O trabalho manual com pintura também levou a designer de interiores, Marcilene Veloso, ao caminho do empreendedorismo. Antes da pandemia, ela trabalhava com móveis planejados, mas a pintura acabou se tornando uma forma de enfrentar o período difícil.
“Com a pandemia, eu acabei entrando em depressão e ansiedade, fiquei um pouco mal e a arte me salvou. Em meio a tudo o que eu vivi, à própria pandemia, ter que ficar sozinha, eu comecei a pintar de novo, algo que eu fazia muito quando era criança e na adolescência e que eu tinha deixado de lado”.
Durante uma viagem, Marcilene pintou dez telas e, escolheu a Feira de Empreendedores LGBTQIA+ para expor o seu trabalho.

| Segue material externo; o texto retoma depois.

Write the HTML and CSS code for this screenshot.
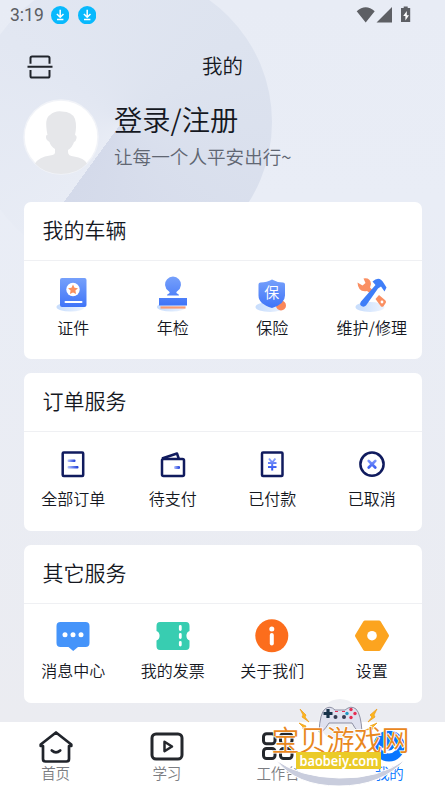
FILE: index.html
```html
<!DOCTYPE html>
<html lang="zh-CN">
<head>
<meta charset="utf-8">
<title>我的</title>
<link rel="stylesheet" href="styles.css">
</head>
<body>
<svg class="defs" width="0" height="0" aria-hidden="true">
  <defs>
    <linearGradient id="blue" x1="0" y1="0" x2="0" y2="1"><stop offset="0" stop-color="#76a0fb"/><stop offset="1" stop-color="#3f74f8"/></linearGradient>
    <linearGradient id="fade" x1="0" y1="0" x2="1" y2="0"><stop offset="0" stop-color="#b8c6ff"/><stop offset="1" stop-color="#1838d8"/></linearGradient>
    <linearGradient id="fadeDown" gradientUnits="userSpaceOnUse" x1="0" y1="11" x2="0" y2="24"><stop offset="0" stop-color="#93a9ff"/><stop offset="1" stop-color="#2148ed"/></linearGradient>
    <linearGradient id="pale" x1="0" y1="0" x2="1" y2="0"><stop offset="0" stop-color="#c6dcfc"/><stop offset="1" stop-color="#edf4ff"/></linearGradient>
    <g id="download"><circle cx="9.2" cy="9.2" r="9.2" fill="#08b9fd"/><path d="M9.2 3.8v7M5.9 8l3.3 3.3L12.5 8M6 13.6h6.4" fill="none" stroke="#fff" stroke-width="1.5"/></g>
  </defs>
</svg>
<div class="app">
  <header class="hero">
    <div class="status">
      <span class="clock">3:19</span>
      <svg class="dl" viewBox="0 0 18.4 18.4"><use href="#download"/></svg>
      <svg class="dl" viewBox="0 0 18.4 18.4"><use href="#download"/></svg>
      <svg class="signals" width="56" height="18" viewBox="0 0 56 18" fill="#5d5f64">
        <path d="M.7 5.2Q9.7-2.6 18.7 5.2L9.7 16.5zM36 1v15.5H20.5zM47.700.5h4v1.500h2.500v14H45v-14h2.700z"/>
        <path d="M50.800 5l-3.600 5h2.200v4.500l3.600-5.300h-2.200z" fill="#fff"/>
      </svg>
    </div>
    <div class="titlebar">
      <svg class="scan" width="26" height="24" viewBox="0 0 26 24" fill="none" stroke="#20242b" stroke-width="2">
        <path d="M3.500 8.700V3q0-1.600 1.600-1.600h15.800q1.600 0 1.600 1.600v5.700M3.500 15v6q0 1.600 1.600 1.600h15.800q1.600 0 1.600-1.600v-6M.500 11.800h25"/>
      </svg>
      <h1>我的</h1>
    </div>
    <div class="profile">
      <svg class="avatar" width="76" height="76" viewBox="0 0 76 76">
        <circle cx="38" cy="38" r="37" fill="#fff" stroke="#f1f3f8" stroke-width="1.5"/>
        <path d="M12 64.500Q16 58 27 56.500Q33 56 32 52V50Q27.500 47 26.500 43Q22.500 41 23 36.500L24.500 36Q21 19 27 16Q32 11.500 39 12.500Q49 12.500 52 20Q54 27 52 36Q55 37 52.500 42Q51.500 43 51 43Q49.500 48 45 51V53Q45 57 51 57.500Q61 59 64 64.500Q54 75 38 75Q22 75 12 64.500" fill="#e6e7ea"/>
      </svg>
      <div class="who"><div class="login">登录/注册</div><div class="motto">让每一个人平安出行~</div></div>
    </div>
  </header>

  <main>
    <section class="card">
      <h2>我的车辆</h2>
      <div class="grid">
        <div class="item"><svg viewBox="0 0 40 40">
          <ellipse cx="17.500" cy="33" rx="14" ry="4.500" fill="url(#pale)"/><rect x="7" y="4" width="26.500" height="29" rx="2" fill="url(#blue)"/><circle cx="20" cy="15.500" r="6.700" fill="#fff"/><path d="M20 10.500l1.500 3.300 3.500.4-2.600 2.400.7 3.500-3.100-1.700-3.100 1.700.7-3.500-2.600-2.400 3.500-.4z" fill="#fa905e"/><path d="M12.500 28h16" stroke="#fff" stroke-width="2" stroke-linecap="round"/></svg><span>证件</span></div>
        <div class="item"><svg viewBox="0 0 40 40">
          <ellipse cx="18.500" cy="33" rx="14.500" ry="4.500" fill="url(#pale)"/><path d="M14 21.500q0-1.500 2-2Q17.500 18.500 15.500 17A7.900 7.900 0 1 1 24.500 17q-2 1.500-.5 2.500q2 .5 2 2zM6 24h28v7.500H6z" fill="url(#blue)"/><path d="M7.500 33.500h25" stroke="#f89a73" stroke-width="2.200"/></svg><span>年检</span></div>
        <div class="item"><svg viewBox="0 0 40 40">
          <ellipse cx="18" cy="33" rx="14.500" ry="5" fill="url(#pale)"/><circle cx="29" cy="31.500" r="5" fill="#fa875a"/><path d="M20 5.500Q25 8.500 31 8.500q2 0 2 2v11Q33 30 20 34Q6.500 30 6.500 21.500v-11q0-2 2-2Q15 8.500 20 5.500" fill="url(#blue)"/><text x="19.800" y="24.300" class="shield">保</text></svg><span>保险</span></div>
        <div class="item"><svg viewBox="0 0 40 40">
          <ellipse cx="18" cy="33" rx="14.500" ry="5" fill="url(#pale)"/><path d="M5.500 8.500l5 3 3-2.500-2-4.500q7-1 7.500 5.500l-1 3.500 3.500 3.500-2.500 3-4-3q-9 1.500-9.500-8.500M23.500 25l3.500-4 6.500 5.500q1.200 1.500 0 2.700l-2 3q-1 1.100-2.500.3z" fill="#fa8f62"/><path d="M20.500 7.500q7-6.500 11.500 2l2.500 4-2 4-3.500-5-3 2L14 31.500q-2 2-4.500.5t-.5-4.500L23.500 11z" fill="#3f7ef8"/><circle cx="30" cy="28" r="1.400" fill="#fff"/></svg><span>维护/修理</span></div>
      </div>
    </section>

    <section class="card">
      <h2>订单服务</h2>
      <div class="grid outline">
        <div class="item"><svg viewBox="0 0 40 40" fill="none" stroke="#101b5e" stroke-width="2.500"><rect x="9.700" y="5.500" width="20.500" height="23.500" rx="1"/><rect x="14.500" y="12.500" width="8" height="2.500" rx="1" fill="url(#fade)" stroke="none"/><rect x="14.500" y="19" width="11" height="2.500" rx="1" fill="url(#fade)" stroke="none"/></svg><span>全部订单</span></div>
        <div class="item"><svg viewBox="0 0 40 40" fill="none" stroke="#101b5e" stroke-width="2.500" stroke-linejoin="round"><rect x="9" y="12" width="22" height="17" rx="1.500"/><path d="M9 11.500L24 6.500l1.700 5"/><rect x="21" y="19" width="6" height="3" rx="1.200" fill="url(#fade)" stroke="none"/></svg><span>待支付</span></div>
        <div class="item"><svg viewBox="0 0 40 40" fill="none" stroke="#101b5e" stroke-width="2.500"><rect x="10" y="5.500" width="20.500" height="23.500" rx="1"/><path d="M17 11.500l3.200 4 3.200-4M20.200 15.500v8M16 16h8.500M16 20h8.500" stroke="url(#fadeDown)" stroke-width="2"/></svg><span>已付款</span></div>
        <div class="item"><svg viewBox="0 0 40 40" fill="none" stroke="#101b5e" stroke-width="2.500"><circle cx="20" cy="17.200" r="11.600"/><path d="M16.700 13.900l6.600 6.600M23.300 13.900l-6.600 6.600" stroke="url(#fadeDown)" stroke-width="2.700" stroke-linecap="round"/></svg><span>已取消</span></div>
      </div>
    </section>

    <section class="card">
      <h2>其它服务</h2>
      <div class="grid">
        <div class="item"><svg viewBox="0 0 40 40"><path d="M7.500 5h25q4 0 4 4v17q0 4-4 4H25l-4.800 4-4.700-4h-8q-4 0-4-4V9q0-4 4-4" fill="#4594fa"/><g fill="#fff"><circle cx="12" cy="17.700" r="2.500"/><circle cx="20" cy="17.700" r="2.500"/><circle cx="28" cy="17.700" r="2.500"/></g></svg><span>消息中心</span></div>
        <div class="item"><svg viewBox="0 0 40 40"><path d="M7 5h26q3.500 0 3.500 4v5a5.200 5.200 0 0 0 0 9.500V29q0 4-3.500 4H7q-3.500 0-3.500-4v-5.500a5.200 5.200 0 0 0 0-9.500V9Q3.500 5 7 5" fill="#38cdb1"/><path d="M27.300 9.500v3M27.300 17.500v3M27.300 25.500v2.500" stroke="#fff" stroke-width="2.800" stroke-linecap="round"/></svg><span>我的发票</span></div>
        <div class="item"><svg viewBox="0 0 40 40"><circle cx="19.800" cy="18.800" r="16.500" fill="#fc6d1c"/><circle cx="19.800" cy="12" r="2.500" fill="#fff"/><path d="M19.800 18v8.500" stroke="#fff" stroke-width="4" stroke-linecap="round"/></svg><span>关于我们</span></div>
        <div class="item"><svg viewBox="0 0 40 40"><path d="M13 5.500h14L35 18.700 27 32H13L5 18.700z" fill="#fca41f" stroke="#fca41f" stroke-width="4" stroke-linejoin="round"/><circle cx="20" cy="18.700" r="4.800" fill="#fff"/></svg><span>设置</span></div>
      </div>
    </section>
  </main>

  <nav>
    <div class="tab"><svg viewBox="0 0 40 36" fill="none" stroke="#20242b" stroke-width="2.700" stroke-linejoin="round" stroke-linecap="round"><path d="M7 17H4.700V15.500L20 3.500 35.300 15.500V17H33M7 17v13q0 2.500 2.500 2.500h21q2.500 0 2.500-2.500V17M15.800 21.500q4.200 3.600 8.400 0"/></svg><span>首页</span></div>
    <div class="tab"><svg viewBox="0 0 40 36" fill="none" stroke="#24272c" stroke-width="3" stroke-linejoin="round"><rect x="5" y="5" width="30" height="25" rx="4"/><path d="M17.500 12.800l7.500 4.700-7.500 4.700z" stroke-width="2.500"/></svg><span>学习</span></div>
    <div class="tab"><svg viewBox="0 0 40 36" fill="none" stroke="#24272c" stroke-width="3"><rect x="5.500" y="4.700" width="11.500" height="10" rx="3"/><rect x="22.500" y="4.700" width="11.500" height="10" rx="3"/><rect x="5.500" y="19.500" width="11.500" height="10" rx="3"/><rect x="22.500" y="19.500" width="11.500" height="10" rx="3"/></svg><span>工作台</span></div>
    <div class="tab on"><svg viewBox="0 0 40 36"><circle cx="20" cy="17" r="15.500" fill="#0876ff"/><path d="M14 20q6 6 12 0" fill="none" stroke="#fff" stroke-width="3" stroke-linecap="round"/></svg><span>我的</span></div>
  </nav>

  <svg class="badge" width="150" height="96" viewBox="0 0 150 96">
    <circle cx="74" cy="25" r="21" fill="#eeeff3"/>
    <path d="M10 65Q33 82 73 83T140 64Q116 91 73 91T10 65" fill="#c9cddd" stroke="#fff" stroke-width="1"/>
    <path d="M53 37Q54 18 59 14Q64 10 69 15H79Q85 10 90 14Q95 19 96 37Q92 39 86 28H63Q56 39 53 37" fill="#dfe1ef" stroke="#777a91" stroke-width=".8"/>
    <path d="M62 14v9M57.500 18.500h9" stroke="#18334a" stroke-width="3.200"/>
    <g fill="#e52f53"><circle cx="85" cy="14.500" r="1.700"/><circle cx="85" cy="22.500" r="1.700"/><circle cx="89" cy="18.500" r="1.700"/><circle cx="81" cy="18.500" r="1.700" fill="#2098c4"/><path d="M69 16h3v1h-3zM76 16h3v1h-3z"/></g>
    <circle cx="69.500" cy="22" r="2" fill="#363c52"/><circle cx="78" cy="22" r="2" fill="#363c52"/>
    <path d="M34 14l6 6-1 2 4 5-7-5 1-2zM111 14l-7 6 2 2-4 5 7-5-1-2zM33 28l7 3-1 2 6 2-8-1v-2zM111 28l-7 3 1 2-6 2 8-1v-2z" fill="#ffb71c" stroke="#e99919" stroke-width=".7"/>
    <text x="5.500" y="56" class="brand" textLength="138">宝贝游戏网</text>
    <rect x="30" y="57" width="85" height="17" fill="#ebcb28"/>
    <text x="73" y="70.500" class="domain" textLength="79" lengthAdjust="spacingAndGlyphs">baobeiy.com</text>
  </svg>
</div>
</body>
</html>
```
FILE: styles.css
```css
* { box-sizing: border-box; }
body { margin: 0; font-family: "Noto Sans CJK SC DemiLight", "Noto Sans CJK SC", "Noto Sans", sans-serif; font-weight: 350; color: #15181f; }
.defs { display: block; }
.app {
  position: relative;
  width: 445px;
  height: 791px;
  overflow: hidden;
  display: flex;
  flex-direction: column;
  background:
    linear-gradient(180deg, #e8ecf5 0, #e9edf6 200px, #ebecf1 720px);
}
.app::before {
  content: "";
  position: absolute;
  left: -28px;
  top: -28px;
  width: 300px;
  height: 300px;
  border-radius: 50%;
  background: conic-gradient(from 216deg, #e8ecf5 0deg, #e2e7f2 90deg, #dde3ef 200deg, #d4daea 360deg);
}
.hero { position: relative; height: 201.500px; display: flex; flex-direction: column; }
.status { display: flex; align-items: center; height: 30px; padding-left: 10px; }
.clock { width: 41px; font: 400 17.500px/30px Roboto, sans-serif; color: #5b5d62; }
.dl { width: 18.4px; height: 18.4px; margin-right: 8.6px; }
.signals { margin-left: 251px; margin-top: -1px; }
.titlebar { height: 68.500px; padding: 0 27px; display: grid; grid-template-columns: 26px 1fr 26px; align-items: center; }
.scan { margin-top: 5px; }
h1 { margin: 1px 0 0; text-align: center; font-size: 20.5px; font-weight: inherit; line-height: 30px; }
.profile { display: flex; padding: 0 23px; gap: 15px; }
.login { font-size: 28.3px; line-height: 42px; margin-top: -1px; white-space: nowrap; }
.motto { font-size: 18.600px; line-height: 27px; margin-top: 2px; color: #606672; white-space: nowrap; }
main { position: relative; display: flex; flex-direction: column; gap: 14px; padding: 0 23.5px; }
.card { height: 157.800px; background: #fff; border-radius: 7px; }
h2 { margin: 0; height: 59px; padding: 0 19px; border-bottom: 1px solid #eff0f3; font-size: 21px; font-weight: inherit; line-height: 54px; }
.grid { display: grid; grid-template-columns: repeat(4, 1fr); }
.item { display: flex; flex-direction: column; align-items: center; padding-top: 13px; font-size: 16px; line-height: 24px; white-space: nowrap; }
.item svg { width: 40px; height: 40px; margin-bottom: 1px; }
.outline .item { padding-top: 14.500px; }
.outline svg { margin-bottom: -.5px; }
.shield { font-size: 15px; font-weight: 500; fill: #fff; text-anchor: middle; }
nav { position: absolute; left: 0; right: 0; bottom: 0; height: 69px; background: #fff; display: grid; grid-template-columns: repeat(4, 1fr); }
.tab { display: flex; flex-direction: column; align-items: center; padding-top: 7px; color: #7b7d82; font-size: 14.500px; line-height: 20px; }
.tab svg { width: 40px; height: 36px; margin-bottom: -2px; }
.on { color: #0876ff; }
.badge { position: absolute; left: 266px; top: 695px; }
.brand { font-size: 28px; font-weight: 400; fill: #e9871d; stroke: #fff; stroke-width: 1.5px; paint-order: stroke; }
.domain { font: 600 14.500px "Noto Sans", sans-serif; fill: #fff; text-anchor: middle; }
```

“Acho muito importante porque as pessoas que estão de fora podem achar que, hoje, já não existe tanto aquele preconceito contra as pessoas LGBT, mas a gente sabe que tem, se a gente pegar a nossa arte e for expor em outro lugar a gente não é bem visto, tem olhares”, considera. “O que eu acho tão legal daqui é que eu vejo os casais se abraçando, de mãos dadas, se beijando, então, aqui a gente está livre. Todo mundo com respeito, uma diversidade incrível”.
A última edição da Feira de Empreendedores LGBTQIA+ também foi a primeira da professora de história Thamires Monteiro, que mantém um trabalho de artesanato com linhas, a Ponto e Nó, junto com a amiga Jenifer Souza. A possibilidade de empreender não era uma vontade antiga de Thamires, mas a necessidade de complementar a renda acabou levando-a para este caminho.

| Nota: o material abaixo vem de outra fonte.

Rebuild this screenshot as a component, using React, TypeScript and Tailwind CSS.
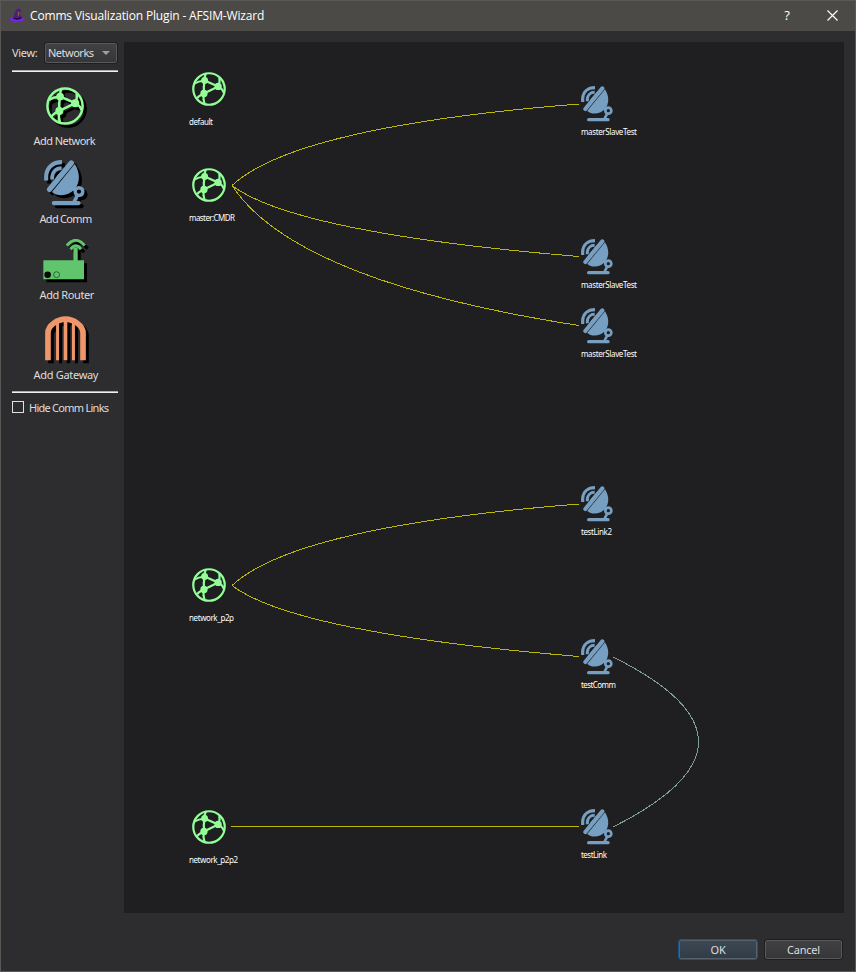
import type { ReactNode } from 'react';

const GREEN = '#92ff96';
const BLUE = '#779fc1';

function NetworkIcon({ className }: { className: string }) {
  return (
    <svg viewBox="0 0 108 108" className={className} fill="none" stroke={GREEN} strokeWidth="7">
      <circle cx="54" cy="54" r="50" strokeWidth="7" />
      <path d="M7 37Q20 29 40 27M40 27Q39 15 44 5M40 27L83 46M83 46L38 68M40 27Q36 48 38 68M83 46Q90 31 87 18M83 46Q98 54 101 66M38 68Q20 76 14 86M38 68Q34 86 40 102" />
      <g fill={GREEN} stroke="none">
        <circle cx="40" cy="27" r="11" />
        <circle cx="83" cy="46" r="11.5" />
        <circle cx="38" cy="68" r="11.5" />
      </g>
    </svg>
  );
}

function DishIcon({ className }: { className: string }) {
  return (
    <svg viewBox="0 0 96 108" className={className} fill="none" stroke={BLUE}>
      <path d="M5 48V38C6 18 20 5 42 5" strokeWidth="9.5" />
      <path d="M19 46V39C20 28 28 19 41 19" strokeWidth="9" />
      <path d="M32 41L46 25L50 22L30 45Z" fill={BLUE} strokeWidth="7" />
      <path d="M13 69L64 7" strokeWidth="12.500" strokeLinecap="round" />
      <path d="M72 9.500C84 28 86 52 72 68C57 85 33 87 18.500 75Z" fill={BLUE} stroke="none" />
      <path d="M66 66L76 72M79 82L70 99" strokeWidth="8" />
      <circle cx="82" cy="74" r="9" strokeWidth="8" />
      <path d="M23 101H81" strokeWidth="10" strokeLinecap="round" />
    </svg>
  );
}

function RouterIcon({ className }: { className: string }) {
  return (
    <svg viewBox="0 0 128 124" className={className} fill="none">
      <path d="M0 64H91V26H104V64H123V122H0Z" fill="#60c56c" />
      <path d="M71 20Q98 -12 125 20M82 31Q98 10 114 31" stroke="#60c56c" strokeWidth="9" />
      <circle cx="13" cy="108" r="10" fill="#050805" />
      <circle cx="40" cy="108" r="9" stroke="#2e6236" strokeWidth="3" />
    </svg>
  );
}

function GatewayIcon({ className }: { className: string }) {
  return (
    <svg viewBox="0 0 124 135" className={className} fill="none" stroke="#f0966b">
      <path d="M9 133V50C9 28 38 9 62 9C86 9 115 28 115 50V133" strokeWidth="17" />
      <path d="M38 14V133M86 14V133" strokeWidth="9" />
      <path d="M62 10V133" strokeWidth="11" />
    </svg>
  );
}

function WizardHat() {
  return (
    <svg viewBox="0 0 48 48" className="h-4 w-4">
      <ellipse cx="24" cy="34" rx="22" ry="8" fill="#7a1ff0" />
      <path d="M12 30C16 20 17 6 26 2C33 0 38 6 36 11L31 10L38 29Q25 36 12 30Z" fill="#4b2180" />
      <path d="M13 30Q25 37 38 28" stroke="#1d0b38" strokeWidth="4" fill="none" />
      <path d="M27 12L30 17L27 23" stroke="#a87a35" strokeWidth="3" fill="none" />
    </svg>
  );
}

function Tool({ icon, label, className }: { icon: ReactNode; label: ReactNode; className: string }) {
  return (
    <div className={`flex flex-col items-start ${className}`}>
      <div className="[filter:drop-shadow(3px_3px_0.5px_#000)]">{icon}</div>
      <span className="leading-4">{label}</span>
    </div>
  );
}

const nodes = [
  { kind: 'net', x: 189, y: 72, label: 'default', w: 24 },
  { kind: 'net', x: 189, y: 168, label: 'master:CMDR', w: 46 },
  { kind: 'net', x: 189, y: 568, label: 'network_p2p', w: 45 },
  { kind: 'net', x: 189, y: 810, label: 'network_p2p2', w: 49 },
  { kind: 'comm', x: 581, y: 86, label: 'masterSlaveTest', w: 56 },
  { kind: 'comm', x: 581, y: 239, label: 'masterSlaveTest', w: 56 },
  { kind: 'comm', x: 581, y: 308, label: 'masterSlaveTest', w: 56 },
  { kind: 'comm', x: 581, y: 486, label: 'testLink2', w: 31 },
  { kind: 'comm', x: 581, y: 639, label: 'testComm', w: 35 },
  { kind: 'comm', x: 581, y: 809, label: 'testLink', w: 26 },
];

const links = [
  'M232 185.5Q295 126.5 579 104',
  'M232 185.5Q295 233 579 256.5',
  'M232 185.5Q295 281.5 579 325.5',
  'M232 585.5Q295 526.5 579 504',
  'M232 585.5Q295 633 579 656.5',
  'M231 826.5H579',
];

export default function App() {
  return (
    <div className="flex h-[972px] w-[856px] flex-col border border-[#5a5955] bg-[#2d2d2f] font-['Noto_Sans',sans-serif] text-[11px] text-[#dededf]">
      <header className="flex h-[30px] shrink-0 items-center bg-[#4b4a47] pl-2 text-white">
        <WizardHat />
        <span className="ml-[5px] font-['Open_Sans',sans-serif] text-[12px] tracking-[-0.16px]">Comms Visualization Plugin - AFSIM-Wizard</span>
        <span className="ml-auto w-[14px] text-center font-['Open_Sans',sans-serif] text-[13px]">?</span>
        <svg viewBox="0 0 11 11" className="mb-px ml-[33px] mr-[17px] h-[11px] w-[11px]" stroke="#fff" strokeWidth="1.2">
          <path d="M.5 .5L10.5 10.5M10.5 .5L.5 10.5" />
        </svg>
      </header>

      <div className="flex h-[882px] shrink-0 pt-[11px]">
        <aside className="flex w-[123px] flex-col pl-[11px]">
          <div className="flex h-[22px] items-center">
            <span className="w-[33px] shrink-0 pt-px tracking-[-0.3px]">View:</span>
            <div className="flex h-[20px] w-[72px] items-center justify-between rounded-[2px] border border-[#59595b] bg-gradient-to-b from-[#414143] to-[#363638] pl-[2px] pr-[6px] outline outline-[#1e1e20]">
              <span className="pt-px tracking-[-0.5px]">Networks</span>
              <span className="h-0 w-0 border-x-4 border-t-4 border-x-transparent border-t-[#a0a0a0]" />
            </div>
          </div>
          <div className="mt-[6px] h-[2px] w-[106px] border-t border-[#aaa] bg-[#f0f0f0]" />

          <nav className="flex h-[319px] flex-col">
            <Tool className="mt-[10px] h-[74px] pl-[21.5px]" label={<span className="tracking-[-0.55px]">Add Network</span>} icon={<div className="flex h-[51px] items-start pl-[12.5px] pt-[5px]"><NetworkIcon className="h-[38px] w-[38px]" /></div>} />
            <Tool className="h-[77px] pl-[27.5px] pt-1" label={<span className="tracking-[-0.7px]">Add Comm</span>} icon={<div className="flex h-[51px] items-start pl-[4.5px]"><DishIcon className="h-[46px] w-[41px]" /></div>} />
            <Tool className="h-[80px] pl-[27.5px] pt-[3px]" label={<span className="tracking-[-0.4px]">Add Router</span>} icon={<div className="flex h-[51px] items-start pl-[3.5px] pt-[3px]"><RouterIcon className="h-[41px] w-[43px]" /></div>} />
            <Tool className="pl-[21.5px] pt-[3px]" label={<span className="tracking-[-0.3px]">Add Gateway</span>} icon={<div className="flex h-[51px] items-start pl-[11px]"><GatewayIcon className="h-[45px] w-[41px]" /></div>} />
          </nav>
          <div className="h-[2px] w-[106px] border-t border-[#aaa] bg-[#f0f0f0]" />
          <label className="mt-[7px] flex h-4 items-center gap-[5px]">
            <span className="mb-[2px] h-3 w-3 border border-[#e0e0e0]" />
            <span className="tracking-[-0.74px]">Hide Comm Links</span>
          </label>
        </aside>

        <main className="relative h-[871px] w-[720px] overflow-hidden bg-[#1f1f21]">
          <svg viewBox="124 42 720 871" className="absolute inset-0 h-full w-full" fill="none" shapeRendering="crispEdges">
            {links.map((d) => <path key={d} d={d} stroke="#bbb80b" />)}
            <path d="M613 657Q784 741.5 613 827" stroke="#80a28c" />
          </svg>
          {nodes.map((n) => (
            <div key={n.y} className="absolute flex flex-col" style={{ left: n.x - 124, top: n.y - 42 }}>
              {n.kind === 'net' ? <NetworkIcon className="mb-px ml-[3px] h-[34px] w-[34px]" /> : <DishIcon className="-ml-[0.5px] h-[36px] w-[32px]" />}
              <svg className="mt-1 h-4 w-[70px] overflow-visible">
                <text x="0" y={n.kind === 'net' ? 14 : 9} fill="#fff" fontSize="8" textLength={n.w} lengthAdjust="spacing">{n.label}</text>
              </svg>
            </div>
          ))}
        </main>
      </div>

      <footer className="flex flex-1 justify-end gap-[8px] pr-[13px] pt-[27px]">
        <button className="h-[19px] w-[78px] rounded-[2px] border border-[#54616b] bg-gradient-to-b from-[#3b4854] to-[#323c46] pt-px leading-4 tracking-[-0.3px] outline outline-[#17568d]">OK</button>
        <button className="h-[19px] w-[77px] rounded-[2px] border border-[#59595b] bg-gradient-to-b from-[#414143] to-[#363638] pt-px leading-4 tracking-[-0.2px] outline outline-[#1e1e20]">Cancel</button>
      </footer>
    </div>
  );
}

“A Jenifer faz a parte de bordado com linhas e eu faço a parte de macramê, por isso juntamos a ideia de Ponto e Nó. Eu faço artesanato há três anos, mas agora que comecei a colocar a loja on-line, mídias sociais, a explorar essa venda mesmo. É a primeira vez que eu venho expor em uma feira”.
Thamires conta que soube da feira através de amigas que a convidaram para participar e ela entendeu que seria um ótimo lugar para começar essa venda mais direta. Com a aceitação que os produtos vêm recebendo, ela conta que o empreendedorismo vem recebendo cada vez mais espaço em sua vida.
“Eu sou professora, dou aula, então, empreender nem sempre foi algo que eu tive vontade de fazer. Começou como uma coisa para complementar a renda, mas o artesanato é uma paixão tão grande que foi crescendo e acabou se tornando um projeto principal de vida. Também pela situação de crise econômica e todo o aperto que a gente está passando”.
Já a história de Isabel Afonso com o empreendedorismo iniciou desde que ela chegou a Belém, em 1997. Angolana radicada em Belém, Isabel conta que abraçou o empreendedorismo como uma missão no Brasil e, particularmente, na capital paraense. “Quando aqui cheguei, eu senti a carência da cultura africana, principalmente no cabelo, e pensei no que eu poderia fazer. Então, eu comecei a trançar”, lembra.
A partir desse trabalho, ela conta que chegou a ser convidada pela Fundação Curro Velho para ministrar oficinas nas comunidades quilombolas e hoje ela vê os frutos dos cursos que ministrou.
“Outra coisa que eu sentia carência é nas vestimentas. Nós, em Angola, temos muitas estampas, os tecidos africanos são coloridos, então, eu disse que ia tentar alegrar um pouquinho mais com essa cultura africana. Foi aí que deu o estalo de fazer algumas peças com os tecidos africanos e, graças a Deus, ‘bombou’. Então, hoje eu já faço algumas peças que eu mando para outros Estados, para algumas empreendedoras aqui mesmo de Belém mesmo e vou caminhando”, conta.
“É a terceira vez que participo da feira LGBT e eu acho fundamental e necessário porque há uma carência. Às vezes você tem o produto, mas não sabe como vender”.